The importance of accounting for the Tolman correction to surface tension for nucleation and growth modeling of Fe clusters

Gibbs free energies of clusters are required for predictive modeling of cluster growth during condensation of a cooling vapor. We present a straightforward method of calculating free energies of cluster formation using the data from molecular dynamics (MD) simulations. We apply this method to iron clusters having from 2 to 100 atoms. The energies obtained are verified by comparing to an MD-simulated equilibrium cluster size distribution in a sub-saturated vapor. We show that these free energies differ significantly from those obtained with a commonly used spherical cluster approximation, which relies on a surface tension coefficient of a flat surface, as it is used in the classical nucleation theory (CNT). We show that the spherical cluster approximation in CNT can be improved by using a cluster-size-dependent Tolman correction for the surface tension. The Tolman length and effective surface tension values were derived for iron clusters, and they significantly differ from the commonly used experimentally measured values. This improved approximation does not account for geometric magic number effects responsible for spikes and troughs in densities of neighbor cluster sizes.
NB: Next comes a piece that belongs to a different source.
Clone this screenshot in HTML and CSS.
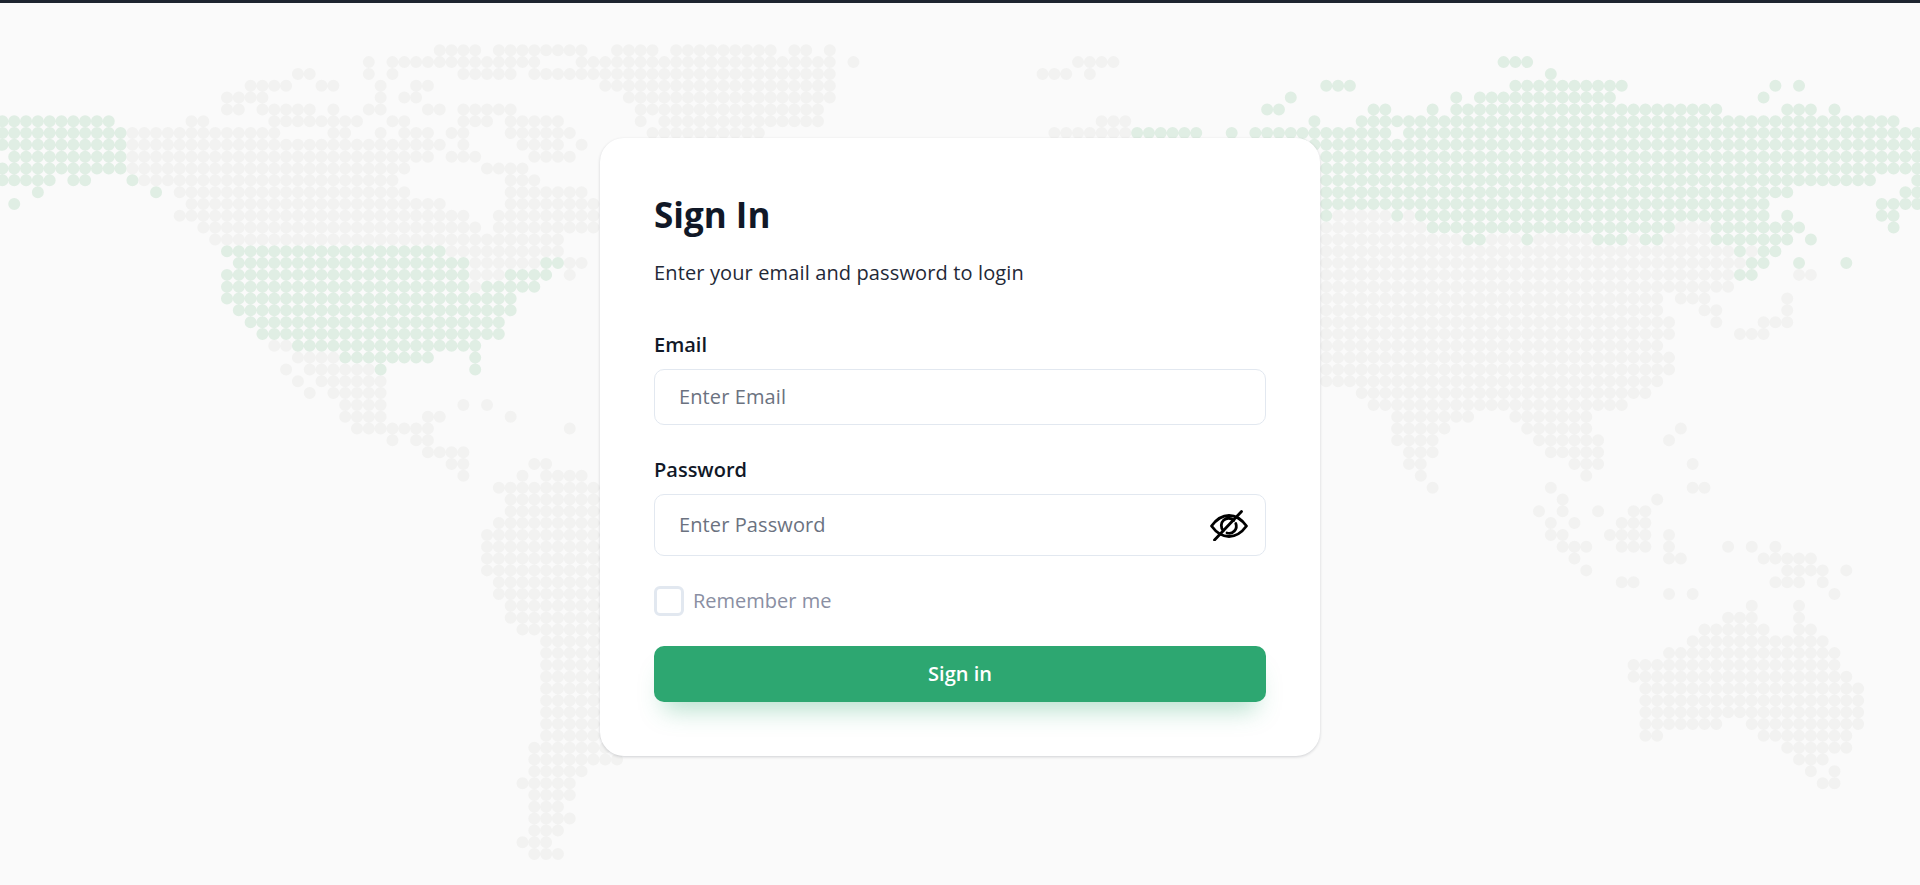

Nonetheless, it allows to more accurately model cluster formation from a cooling vapor. It better reproduces the condensation timeline, overall shape of the cluster size distribution, average cluster size, and the distribution width. In contrast, using a constant surface tension coefficient (as done in CNT) resulted in incorrect condensation dynamics and cluster size distributions. The analytical expression for cluster nucleation rate from CNT was updated to account for the size-dependence of cluster surface tension.